▸ **Exercise description**: Look below and pull out each line with the word "components".

▸ **Records for the exercise**:

************

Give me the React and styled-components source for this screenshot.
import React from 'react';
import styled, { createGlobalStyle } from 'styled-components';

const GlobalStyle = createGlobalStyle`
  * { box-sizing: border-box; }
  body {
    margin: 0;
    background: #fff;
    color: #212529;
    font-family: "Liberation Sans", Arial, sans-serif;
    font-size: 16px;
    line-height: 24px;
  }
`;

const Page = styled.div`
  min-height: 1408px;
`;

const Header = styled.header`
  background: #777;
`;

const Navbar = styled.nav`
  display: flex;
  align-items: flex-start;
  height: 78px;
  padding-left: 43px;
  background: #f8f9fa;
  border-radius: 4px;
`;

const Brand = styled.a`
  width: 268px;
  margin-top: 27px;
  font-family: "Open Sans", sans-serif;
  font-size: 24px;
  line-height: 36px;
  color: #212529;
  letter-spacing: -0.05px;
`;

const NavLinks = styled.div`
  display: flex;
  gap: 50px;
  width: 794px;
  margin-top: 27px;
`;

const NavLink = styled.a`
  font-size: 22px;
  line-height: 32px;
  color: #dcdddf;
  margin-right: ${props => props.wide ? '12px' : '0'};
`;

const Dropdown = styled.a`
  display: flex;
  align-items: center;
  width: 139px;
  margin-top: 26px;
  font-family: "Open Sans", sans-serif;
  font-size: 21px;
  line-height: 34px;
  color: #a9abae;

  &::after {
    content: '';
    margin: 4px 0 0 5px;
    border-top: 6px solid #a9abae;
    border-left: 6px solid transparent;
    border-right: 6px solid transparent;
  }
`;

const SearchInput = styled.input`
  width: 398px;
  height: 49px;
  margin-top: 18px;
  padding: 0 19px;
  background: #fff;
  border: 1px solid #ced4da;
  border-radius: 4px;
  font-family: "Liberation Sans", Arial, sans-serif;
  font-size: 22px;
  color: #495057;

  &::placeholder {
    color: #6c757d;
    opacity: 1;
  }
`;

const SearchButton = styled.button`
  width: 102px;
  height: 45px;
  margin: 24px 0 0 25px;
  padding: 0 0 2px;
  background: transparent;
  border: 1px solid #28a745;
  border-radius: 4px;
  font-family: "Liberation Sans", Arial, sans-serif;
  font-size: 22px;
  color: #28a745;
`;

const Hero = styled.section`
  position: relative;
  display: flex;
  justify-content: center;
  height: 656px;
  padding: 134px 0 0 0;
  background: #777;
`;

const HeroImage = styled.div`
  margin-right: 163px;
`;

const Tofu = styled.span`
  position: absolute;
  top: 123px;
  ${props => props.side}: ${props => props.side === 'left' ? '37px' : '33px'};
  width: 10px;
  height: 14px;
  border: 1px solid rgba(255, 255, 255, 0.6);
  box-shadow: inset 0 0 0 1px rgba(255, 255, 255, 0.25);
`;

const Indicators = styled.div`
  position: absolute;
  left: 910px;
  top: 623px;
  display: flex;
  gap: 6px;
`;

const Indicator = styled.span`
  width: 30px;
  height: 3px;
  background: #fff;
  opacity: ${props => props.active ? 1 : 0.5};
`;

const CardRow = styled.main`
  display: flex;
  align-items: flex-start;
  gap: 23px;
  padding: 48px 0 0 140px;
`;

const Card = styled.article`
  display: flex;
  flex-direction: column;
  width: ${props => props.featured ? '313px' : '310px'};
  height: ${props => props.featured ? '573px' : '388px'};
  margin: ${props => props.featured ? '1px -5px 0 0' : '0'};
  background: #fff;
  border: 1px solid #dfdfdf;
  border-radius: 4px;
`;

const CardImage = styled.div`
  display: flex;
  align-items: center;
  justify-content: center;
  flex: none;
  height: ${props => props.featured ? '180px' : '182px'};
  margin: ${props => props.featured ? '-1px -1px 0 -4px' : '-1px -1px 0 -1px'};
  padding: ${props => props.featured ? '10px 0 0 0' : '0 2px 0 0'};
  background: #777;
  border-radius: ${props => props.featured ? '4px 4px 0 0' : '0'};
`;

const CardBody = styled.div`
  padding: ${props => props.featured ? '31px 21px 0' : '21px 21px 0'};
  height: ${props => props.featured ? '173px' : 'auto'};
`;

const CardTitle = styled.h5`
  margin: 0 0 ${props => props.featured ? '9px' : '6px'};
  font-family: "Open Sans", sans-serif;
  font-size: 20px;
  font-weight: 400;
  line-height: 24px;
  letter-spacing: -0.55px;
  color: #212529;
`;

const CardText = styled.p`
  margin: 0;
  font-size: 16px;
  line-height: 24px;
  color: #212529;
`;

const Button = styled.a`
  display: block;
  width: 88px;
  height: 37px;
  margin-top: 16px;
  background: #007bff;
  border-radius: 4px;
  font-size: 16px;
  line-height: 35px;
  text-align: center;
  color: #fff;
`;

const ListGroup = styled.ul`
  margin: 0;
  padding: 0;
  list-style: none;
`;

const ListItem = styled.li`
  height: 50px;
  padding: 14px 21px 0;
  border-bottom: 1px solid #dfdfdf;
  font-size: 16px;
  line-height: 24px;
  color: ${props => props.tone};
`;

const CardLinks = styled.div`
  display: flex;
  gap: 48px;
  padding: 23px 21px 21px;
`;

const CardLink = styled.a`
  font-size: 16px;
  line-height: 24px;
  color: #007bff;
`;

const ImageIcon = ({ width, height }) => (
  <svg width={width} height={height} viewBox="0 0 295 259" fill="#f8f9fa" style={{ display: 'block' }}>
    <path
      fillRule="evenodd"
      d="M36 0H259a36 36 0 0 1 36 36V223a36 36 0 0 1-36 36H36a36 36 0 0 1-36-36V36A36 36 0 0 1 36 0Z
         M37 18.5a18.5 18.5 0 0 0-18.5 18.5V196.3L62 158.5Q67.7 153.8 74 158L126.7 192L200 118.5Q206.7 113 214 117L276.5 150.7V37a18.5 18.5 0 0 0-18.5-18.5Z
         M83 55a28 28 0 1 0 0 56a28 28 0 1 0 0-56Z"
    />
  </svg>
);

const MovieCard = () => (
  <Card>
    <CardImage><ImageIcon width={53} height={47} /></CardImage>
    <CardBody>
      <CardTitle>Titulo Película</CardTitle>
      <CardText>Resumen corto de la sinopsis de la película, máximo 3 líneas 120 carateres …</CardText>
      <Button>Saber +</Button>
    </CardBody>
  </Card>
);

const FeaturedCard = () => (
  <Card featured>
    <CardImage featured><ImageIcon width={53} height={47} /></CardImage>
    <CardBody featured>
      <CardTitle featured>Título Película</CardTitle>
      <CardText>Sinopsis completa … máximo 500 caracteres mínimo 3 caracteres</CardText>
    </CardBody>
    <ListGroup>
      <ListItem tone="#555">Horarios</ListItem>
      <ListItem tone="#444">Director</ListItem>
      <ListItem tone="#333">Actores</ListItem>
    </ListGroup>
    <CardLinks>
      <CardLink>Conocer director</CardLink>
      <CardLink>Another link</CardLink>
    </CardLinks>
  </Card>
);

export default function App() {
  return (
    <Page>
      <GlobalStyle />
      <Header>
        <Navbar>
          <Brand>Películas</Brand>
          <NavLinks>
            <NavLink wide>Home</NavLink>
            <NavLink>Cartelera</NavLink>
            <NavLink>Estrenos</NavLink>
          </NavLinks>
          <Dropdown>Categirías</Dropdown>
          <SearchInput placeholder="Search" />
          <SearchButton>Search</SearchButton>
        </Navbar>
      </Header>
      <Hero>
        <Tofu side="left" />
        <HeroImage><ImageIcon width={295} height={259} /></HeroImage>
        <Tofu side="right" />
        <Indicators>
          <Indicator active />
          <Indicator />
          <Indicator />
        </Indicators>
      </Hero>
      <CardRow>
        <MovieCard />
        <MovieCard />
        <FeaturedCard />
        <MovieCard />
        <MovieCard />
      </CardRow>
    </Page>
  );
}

************

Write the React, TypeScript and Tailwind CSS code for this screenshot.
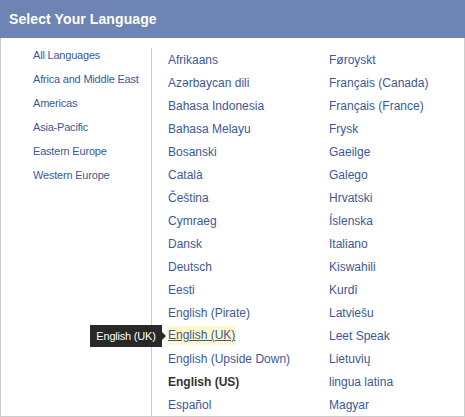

************

▸ **Answer for the task**:
Give me the React and styled-components source for this screenshot.
import styled, { createGlobalStyle } from 'styled-components';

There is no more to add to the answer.